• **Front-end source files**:
** begin **
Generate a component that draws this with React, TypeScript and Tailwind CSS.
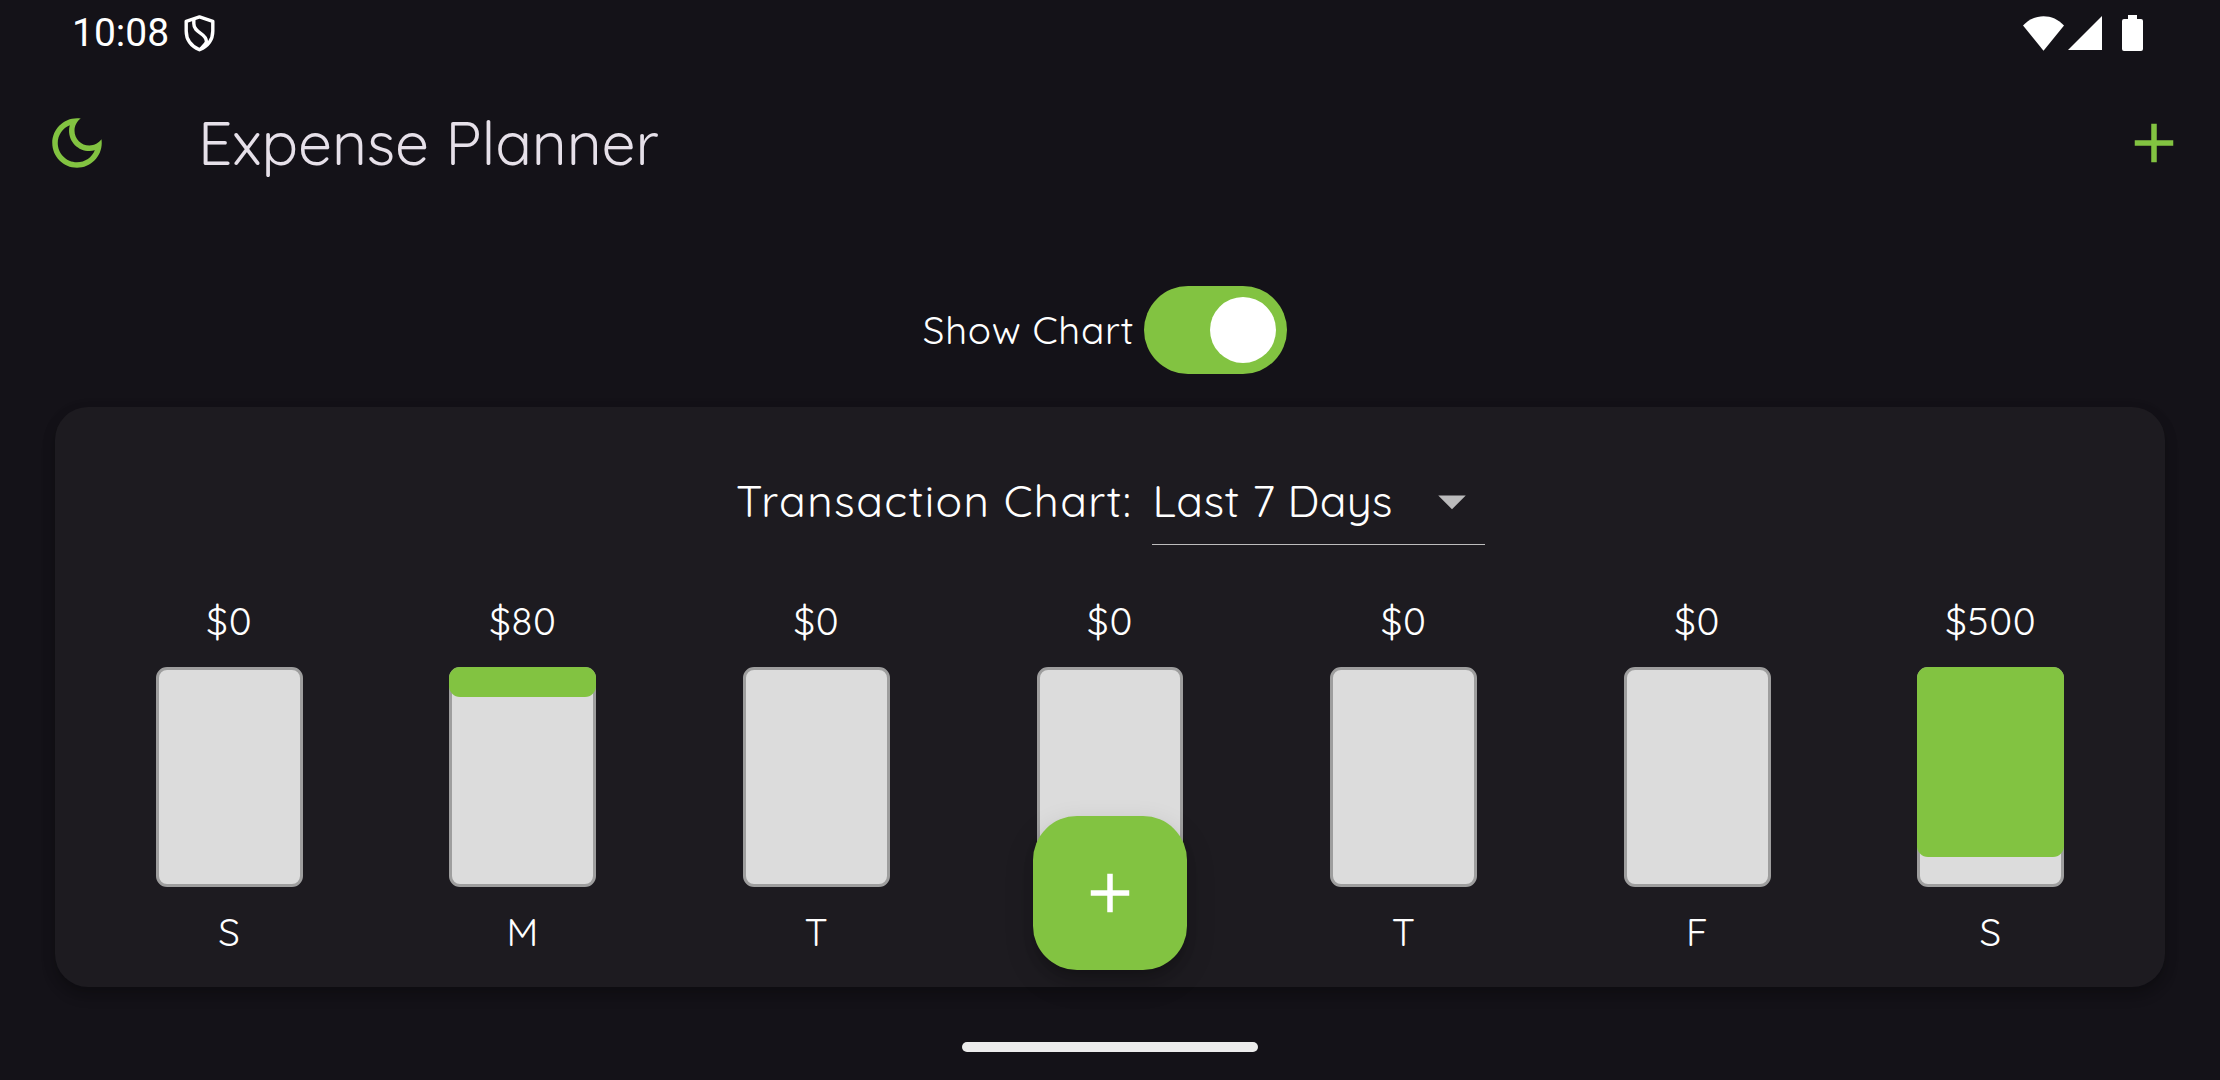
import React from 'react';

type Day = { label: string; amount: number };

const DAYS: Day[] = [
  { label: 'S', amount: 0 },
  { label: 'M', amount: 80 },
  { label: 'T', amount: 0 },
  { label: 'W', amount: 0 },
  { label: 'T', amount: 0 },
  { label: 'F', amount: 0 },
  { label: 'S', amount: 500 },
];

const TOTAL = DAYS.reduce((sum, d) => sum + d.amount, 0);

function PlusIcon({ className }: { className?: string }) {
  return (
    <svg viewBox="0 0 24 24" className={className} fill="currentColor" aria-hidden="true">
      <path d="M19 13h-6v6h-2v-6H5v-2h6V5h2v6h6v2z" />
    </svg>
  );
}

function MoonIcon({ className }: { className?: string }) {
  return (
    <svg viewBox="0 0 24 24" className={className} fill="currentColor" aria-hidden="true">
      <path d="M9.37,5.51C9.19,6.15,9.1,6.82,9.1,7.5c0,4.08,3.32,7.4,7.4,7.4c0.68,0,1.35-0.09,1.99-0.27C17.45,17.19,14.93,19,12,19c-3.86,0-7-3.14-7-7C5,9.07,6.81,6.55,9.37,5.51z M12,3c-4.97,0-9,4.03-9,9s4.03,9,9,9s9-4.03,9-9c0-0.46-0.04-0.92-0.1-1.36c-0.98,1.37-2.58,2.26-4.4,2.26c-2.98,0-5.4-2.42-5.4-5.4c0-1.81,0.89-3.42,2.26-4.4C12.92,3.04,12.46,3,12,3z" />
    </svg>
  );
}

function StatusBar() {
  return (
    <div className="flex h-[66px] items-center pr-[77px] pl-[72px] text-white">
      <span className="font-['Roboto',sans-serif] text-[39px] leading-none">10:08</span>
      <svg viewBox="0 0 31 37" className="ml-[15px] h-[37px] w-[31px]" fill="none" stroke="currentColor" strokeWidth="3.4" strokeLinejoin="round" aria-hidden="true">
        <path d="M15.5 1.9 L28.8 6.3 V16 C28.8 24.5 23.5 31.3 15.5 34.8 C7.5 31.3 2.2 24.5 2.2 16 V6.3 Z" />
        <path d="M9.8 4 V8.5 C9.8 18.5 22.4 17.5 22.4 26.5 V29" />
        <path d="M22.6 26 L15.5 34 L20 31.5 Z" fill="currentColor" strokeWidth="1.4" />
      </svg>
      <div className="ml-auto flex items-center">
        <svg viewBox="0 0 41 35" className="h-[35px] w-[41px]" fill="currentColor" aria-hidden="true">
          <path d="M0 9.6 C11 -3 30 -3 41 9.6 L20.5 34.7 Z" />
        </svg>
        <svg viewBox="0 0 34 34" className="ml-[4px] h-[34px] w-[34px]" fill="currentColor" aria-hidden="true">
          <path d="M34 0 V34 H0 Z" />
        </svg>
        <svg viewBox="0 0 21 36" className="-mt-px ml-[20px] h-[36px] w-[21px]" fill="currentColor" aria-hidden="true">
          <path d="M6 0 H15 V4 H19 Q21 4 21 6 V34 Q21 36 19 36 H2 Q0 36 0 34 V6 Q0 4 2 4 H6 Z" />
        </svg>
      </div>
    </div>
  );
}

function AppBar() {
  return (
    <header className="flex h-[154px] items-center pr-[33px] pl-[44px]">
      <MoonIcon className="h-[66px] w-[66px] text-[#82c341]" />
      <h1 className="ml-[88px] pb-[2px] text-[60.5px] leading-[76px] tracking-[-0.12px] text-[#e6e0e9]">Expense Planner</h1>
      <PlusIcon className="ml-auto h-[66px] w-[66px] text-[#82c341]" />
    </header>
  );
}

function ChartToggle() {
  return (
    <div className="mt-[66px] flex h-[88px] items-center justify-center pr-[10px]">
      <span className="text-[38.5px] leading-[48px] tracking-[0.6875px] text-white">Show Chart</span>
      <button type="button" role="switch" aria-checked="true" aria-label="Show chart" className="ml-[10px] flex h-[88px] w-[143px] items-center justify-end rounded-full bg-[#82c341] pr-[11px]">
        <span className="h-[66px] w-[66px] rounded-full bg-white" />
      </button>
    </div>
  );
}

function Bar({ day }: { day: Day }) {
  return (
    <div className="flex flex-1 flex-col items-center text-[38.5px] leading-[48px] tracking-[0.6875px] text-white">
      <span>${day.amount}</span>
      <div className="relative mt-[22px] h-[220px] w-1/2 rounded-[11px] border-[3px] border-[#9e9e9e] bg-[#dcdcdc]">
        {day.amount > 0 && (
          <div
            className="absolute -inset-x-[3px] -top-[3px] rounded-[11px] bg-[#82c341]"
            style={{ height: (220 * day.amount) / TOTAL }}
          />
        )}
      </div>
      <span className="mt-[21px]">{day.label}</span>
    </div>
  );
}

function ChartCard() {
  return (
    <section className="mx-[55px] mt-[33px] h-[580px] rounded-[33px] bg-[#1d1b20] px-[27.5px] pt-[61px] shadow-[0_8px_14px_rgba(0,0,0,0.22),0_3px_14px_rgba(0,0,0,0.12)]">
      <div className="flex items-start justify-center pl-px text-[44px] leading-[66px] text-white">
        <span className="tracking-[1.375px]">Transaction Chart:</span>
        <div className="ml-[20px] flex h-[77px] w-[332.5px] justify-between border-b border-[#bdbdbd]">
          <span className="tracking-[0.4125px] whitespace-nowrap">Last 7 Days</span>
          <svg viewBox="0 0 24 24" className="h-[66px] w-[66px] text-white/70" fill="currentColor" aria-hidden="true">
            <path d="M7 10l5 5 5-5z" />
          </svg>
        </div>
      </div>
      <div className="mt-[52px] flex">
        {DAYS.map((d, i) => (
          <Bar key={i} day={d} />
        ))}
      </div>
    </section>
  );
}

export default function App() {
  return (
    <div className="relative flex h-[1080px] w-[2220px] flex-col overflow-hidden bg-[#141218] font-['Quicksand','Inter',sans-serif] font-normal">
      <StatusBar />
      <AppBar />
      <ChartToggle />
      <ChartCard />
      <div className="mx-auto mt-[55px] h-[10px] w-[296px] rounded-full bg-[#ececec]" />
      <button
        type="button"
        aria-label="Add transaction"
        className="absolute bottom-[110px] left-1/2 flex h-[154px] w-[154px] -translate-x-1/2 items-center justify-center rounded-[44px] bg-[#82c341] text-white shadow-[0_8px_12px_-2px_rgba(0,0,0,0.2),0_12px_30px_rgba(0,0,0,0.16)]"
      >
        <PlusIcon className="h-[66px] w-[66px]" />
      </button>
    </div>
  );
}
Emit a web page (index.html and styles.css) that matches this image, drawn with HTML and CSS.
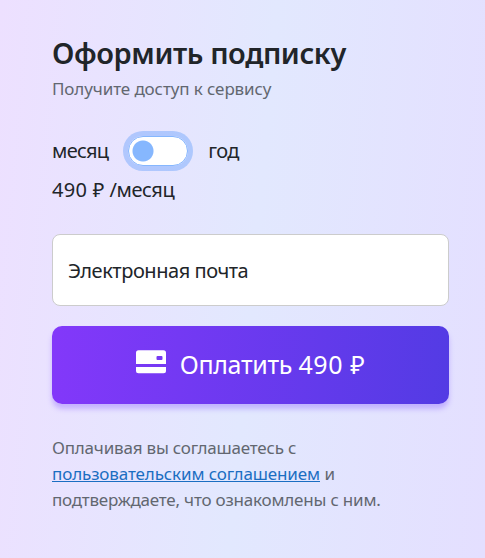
** end **
• **Exercise prompt**:
Pictures are excluded; output everything else in the data verbatim.

• **Result**:
Generate a component that draws this with React, TypeScript and Tailwind CSS.
import React from 'react';

type Day = { label: string; amount: number };

const DAYS: Day[] = [
  { label: 'S', amount: 0 },
  { label: 'M', amount: 80 },
  { label: 'T', amount: 0 },
  { label: 'W', amount: 0 },
  { label: 'T', amount: 0 },
  { label: 'F', amount: 0 },
  { label: 'S', amount: 500 },
];

const TOTAL = DAYS.reduce((sum, d) => sum + d.amount, 0);

function PlusIcon({ className }: { className?: string }) {
  return (
    <svg viewBox="0 0 24 24" className={className} fill="currentColor" aria-hidden="true">
      <path d="M19 13h-6v6h-2v-6H5v-2h6V5h2v6h6v2z" />
    </svg>
  );
}

function MoonIcon({ className }: { className?: string }) {
  return (
    <svg viewBox="0 0 24 24" className={className} fill="currentColor" aria-hidden="true">
      <path d="M9.37,5.51C9.19,6.15,9.1,6.82,9.1,7.5c0,4.08,3.32,7.4,7.4,7.4c0.68,0,1.35-0.09,1.99-0.27C17.45,17.19,14.93,19,12,19c-3.86,0-7-3.14-7-7C5,9.07,6.81,6.55,9.37,5.51z M12,3c-4.97,0-9,4.03-9,9s4.03,9,9,9s9-4.03,9-9c0-0.46-0.04-0.92-0.1-1.36c-0.98,1.37-2.58,2.26-4.4,2.26c-2.98,0-5.4-2.42-5.4-5.4c0-1.81,0.89-3.42,2.26-4.4C12.92,3.04,12.46,3,12,3z" />
    </svg>
  );
}

function StatusBar() {
  return (
    <div className="flex h-[66px] items-center pr-[77px] pl-[72px] text-white">
      <span className="font-['Roboto',sans-serif] text-[39px] leading-none">10:08</span>
      <svg viewBox="0 0 31 37" className="ml-[15px] h-[37px] w-[31px]" fill="none" stroke="currentColor" strokeWidth="3.4" strokeLinejoin="round" aria-hidden="true">
        <path d="M15.5 1.9 L28.8 6.3 V16 C28.8 24.5 23.5 31.3 15.5 34.8 C7.5 31.3 2.2 24.5 2.2 16 V6.3 Z" />
        <path d="M9.8 4 V8.5 C9.8 18.5 22.4 17.5 22.4 26.5 V29" />
        <path d="M22.6 26 L15.5 34 L20 31.5 Z" fill="currentColor" strokeWidth="1.4" />
      </svg>
      <div className="ml-auto flex items-center">
        <svg viewBox="0 0 41 35" className="h-[35px] w-[41px]" fill="currentColor" aria-hidden="true">
          <path d="M0 9.6 C11 -3 30 -3 41 9.6 L20.5 34.7 Z" />
        </svg>
        <svg viewBox="0 0 34 34" className="ml-[4px] h-[34px] w-[34px]" fill="currentColor" aria-hidden="true">
          <path d="M34 0 V34 H0 Z" />
        </svg>
        <svg viewBox="0 0 21 36" className="-mt-px ml-[20px] h-[36px] w-[21px]" fill="currentColor" aria-hidden="true">
          <path d="M6 0 H15 V4 H19 Q21 4 21 6 V34 Q21 36 19 36 H2 Q0 36 0 34 V6 Q0 4 2 4 H6 Z" />
        </svg>
      </div>
    </div>
  );
}

function AppBar() {
  return (
    <header className="flex h-[154px] items-center pr-[33px] pl-[44px]">
      <MoonIcon className="h-[66px] w-[66px] text-[#82c341]" />
      <h1 className="ml-[88px] pb-[2px] text-[60.5px] leading-[76px] tracking-[-0.12px] text-[#e6e0e9]">Expense Planner</h1>
      <PlusIcon className="ml-auto h-[66px] w-[66px] text-[#82c341]" />
    </header>
  );
}

function ChartToggle() {
  return (
    <div className="mt-[66px] flex h-[88px] items-center justify-center pr-[10px]">
      <span className="text-[38.5px] leading-[48px] tracking-[0.6875px] text-white">Show Chart</span>
      <button type="button" role="switch" aria-checked="true" aria-label="Show chart" className="ml-[10px] flex h-[88px] w-[143px] items-center justify-end rounded-full bg-[#82c341] pr-[11px]">
        <span className="h-[66px] w-[66px] rounded-full bg-white" />
      </button>
    </div>
  );
}

function Bar({ day }: { day: Day }) {
  return (
    <div className="flex flex-1 flex-col items-center text-[38.5px] leading-[48px] tracking-[0.6875px] text-white">
      <span>${day.amount}</span>
      <div className="relative mt-[22px] h-[220px] w-1/2 rounded-[11px] border-[3px] border-[#9e9e9e] bg-[#dcdcdc]">
        {day.amount > 0 && (
          <div
            className="absolute -inset-x-[3px] -top-[3px] rounded-[11px] bg-[#82c341]"
            style={{ height: (220 * day.amount) / TOTAL }}
          />
        )}
      </div>
      <span className="mt-[21px]">{day.label}</span>
    </div>
  );
}

function ChartCard() {
  return (
    <section className="mx-[55px] mt-[33px] h-[580px] rounded-[33px] bg-[#1d1b20] px-[27.5px] pt-[61px] shadow-[0_8px_14px_rgba(0,0,0,0.22),0_3px_14px_rgba(0,0,0,0.12)]">
      <div className="flex items-start justify-center pl-px text-[44px] leading-[66px] text-white">
        <span className="tracking-[1.375px]">Transaction Chart:</span>
        <div className="ml-[20px] flex h-[77px] w-[332.5px] justify-between border-b border-[#bdbdbd]">
          <span className="tracking-[0.4125px] whitespace-nowrap">Last 7 Days</span>
          <svg viewBox="0 0 24 24" className="h-[66px] w-[66px] text-white/70" fill="currentColor" aria-hidden="true">
            <path d="M7 10l5 5 5-5z" />
          </svg>
        </div>
      </div>
      <div className="mt-[52px] flex">
        {DAYS.map((d, i) => (
          <Bar key={i} day={d} />
        ))}
      </div>
    </section>
  );
}

export default function App() {
  return (
    <div className="relative flex h-[1080px] w-[2220px] flex-col overflow-hidden bg-[#141218] font-['Quicksand','Inter',sans-serif] font-normal">
      <StatusBar />
      <AppBar />
      <ChartToggle />
      <ChartCard />
      <div className="mx-auto mt-[55px] h-[10px] w-[296px] rounded-full bg-[#ececec]" />
      <button
        type="button"
        aria-label="Add transaction"
        className="absolute bottom-[110px] left-1/2 flex h-[154px] w-[154px] -translate-x-1/2 items-center justify-center rounded-[44px] bg-[#82c341] text-white shadow-[0_8px_12px_-2px_rgba(0,0,0,0.2),0_12px_30px_rgba(0,0,0,0.16)]"
      >
        <PlusIcon className="h-[66px] w-[66px]" />
      </button>
    </div>
  );
}
Emit a web page (index.html and styles.css) that matches this image, drawn with HTML and CSS.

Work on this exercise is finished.